Task directions - Set down all of the data that follows word for word, without the images.

+++

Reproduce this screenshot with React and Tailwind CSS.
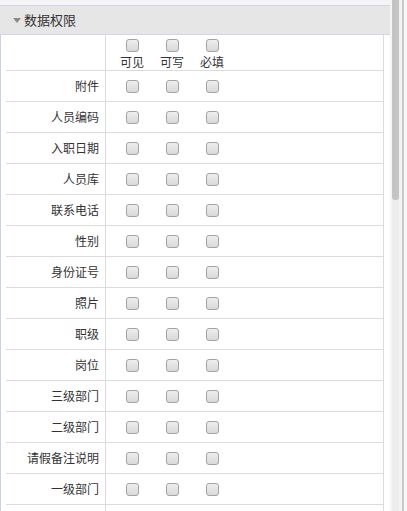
import React from 'react';

const fields = [
  '附件',
  '人员编码',
  '入职日期',
  '人员库',
  '联系电话',
  '性别',
  '身份证号',
  '照片',
  '职级',
  '岗位',
  '三级部门',
  '二级部门',
  '请假备注说明',
  '一级部门',
];

const Box = () => (
  <span className="block w-[13px] h-[13px] rounded-[3px] border border-[#a3a3a3] bg-gradient-to-b from-[#eeeeee] to-[#d9d9d9]" />
);

const BoxCell = () => (
  <div className="w-10 flex justify-center">
    <Box />
  </div>
);

const App = () => {
  return (
    <div
      className="w-[407px] h-[511px] overflow-hidden bg-[#f4f4f4] flex text-[#333]"
      style={{ fontFamily: '"Noto Sans CJK SC", "Liberation Sans", sans-serif' }}
    >
      <div className="w-[390px] pt-[5px] flex flex-col">
        <div className="shrink-0 h-[30px] border-y border-[#d4d2ec] bg-[#e6e6e6] flex items-center pl-[13px] text-[13px]">
          <span className="w-0 h-0 border-l-[4px] border-r-[4px] border-t-[5px] border-l-transparent border-r-transparent border-t-[#8a8a8a] mr-[3px]" />
          数据权限
        </div>
        <div className="flex-1 min-h-0 overflow-hidden bg-white border-l border-[#c9d2e2] pl-[5px] pr-[6px]">
          <div className="border-r border-[#dcdcdc] min-h-full">
            <div className="flex h-[36px] border-b border-[#dcdcdc]">
              <div className="w-[100px] border-r border-[#dcdcdc]" />
              <div className="flex flex-col pl-[6px] pt-[4px]">
                <div className="flex">
                  <BoxCell />
                  <BoxCell />
                  <BoxCell />
                </div>
                <div className="flex text-[12px] leading-[16px] mt-[2px]">
                  <div className="w-10 text-center">可见</div>
                  <div className="w-10 text-center">可写</div>
                  <div className="w-10 text-center">必填</div>
                </div>
              </div>
            </div>
            {fields.map((f) => (
              <div key={f} className="flex h-[31px] border-b border-[#dcdcdc]">
                <div className="w-[100px] border-r border-[#dcdcdc] flex items-center justify-end pr-[6px] text-[12px]">
                  {f}
                </div>
                <div className="flex items-center pl-[6px]">
                  <BoxCell />
                  <BoxCell />
                  <BoxCell />
                </div>
              </div>
            ))}
            <div className="flex h-[31px]">
              <div className="w-[100px] border-r border-[#dcdcdc]" />
            </div>
          </div>
        </div>
      </div>
      <div className="w-[17px] flex pl-[2px]">
        <div className="w-[7px] bg-[#ededed] flex flex-col">
          <div className="h-[200px] bg-[#c4c4c4] rounded-b-[3px]" />
        </div>
        <div className="w-[3px] bg-[#f2f2f2]" />
        <div className="w-[2px] bg-[#c9c9c9]" />
        <div className="flex-1 bg-[#f7f7f7]" />
      </div>
    </div>
  );
};

export default App;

+++

Expected answer -
Reproduce this screenshot with React and Tailwind CSS.
import React from 'react';

const fields = [
  '附件',
  '人员编码',
  '入职日期',
  '人员库',
  '联系电话',
  '性别',
  '身份证号',
  '照片',
  '职级',
  '岗位',
  '三级部门',
  '二级部门',
  '请假备注说明',
  '一级部门',
];

const Box = () => (
  <span className="block w-[13px] h-[13px] rounded-[3px] border border-[#a3a3a3] bg-gradient-to-b from-[#eeeeee] to-[#d9d9d9]" />
);

const BoxCell = () => (
  <div className="w-10 flex justify-center">
    <Box />
  </div>
);

const App = () => {
  return (
    <div
      className="w-[407px] h-[511px] overflow-hidden bg-[#f4f4f4] flex text-[#333]"
      style={{ fontFamily: '"Noto Sans CJK SC", "Liberation Sans", sans-serif' }}
    >
      <div className="w-[390px] pt-[5px] flex flex-col">
        <div className="shrink-0 h-[30px] border-y border-[#d4d2ec] bg-[#e6e6e6] flex items-center pl-[13px] text-[13px]">
          <span className="w-0 h-0 border-l-[4px] border-r-[4px] border-t-[5px] border-l-transparent border-r-transparent border-t-[#8a8a8a] mr-[3px]" />
          数据权限
        </div>
        <div className="flex-1 min-h-0 overflow-hidden bg-white border-l border-[#c9d2e2] pl-[5px] pr-[6px]">
          <div className="border-r border-[#dcdcdc] min-h-full">
            <div className="flex h-[36px] border-b border-[#dcdcdc]">
              <div className="w-[100px] border-r border-[#dcdcdc]" />
              <div className="flex flex-col pl-[6px] pt-[4px]">
                <div className="flex">
                  <BoxCell />
                  <BoxCell />
                  <BoxCell />
                </div>
                <div className="flex text-[12px] leading-[16px] mt-[2px]">
                  <div className="w-10 text-center">可见</div>
                  <div className="w-10 text-center">可写</div>
                  <div className="w-10 text-center">必填</div>
                </div>
              </div>
            </div>
            {fields.map((f) => (
              <div key={f} className="flex h-[31px] border-b border-[#dcdcdc]">
                <div className="w-[100px] border-r border-[#dcdcdc] flex items-center justify-end pr-[6px] text-[12px]">
                  {f}
                </div>
                <div className="flex items-center pl-[6px]">
                  <BoxCell />
                  <BoxCell />
                  <BoxCell />
                </div>
              </div>
            ))}
            <div className="flex h-[31px]">
              <div className="w-[100px] border-r border-[#dcdcdc]" />
            </div>
          </div>
        </div>
      </div>
      <div className="w-[17px] flex pl-[2px]">
        <div className="w-[7px] bg-[#ededed] flex flex-col">
          <div className="h-[200px] bg-[#c4c4c4] rounded-b-[3px]" />
        </div>
        <div className="w-[3px] bg-[#f2f2f2]" />
        <div className="w-[2px] bg-[#c9c9c9]" />
        <div className="flex-1 bg-[#f7f7f7]" />
      </div>
    </div>
  );
};

export default App;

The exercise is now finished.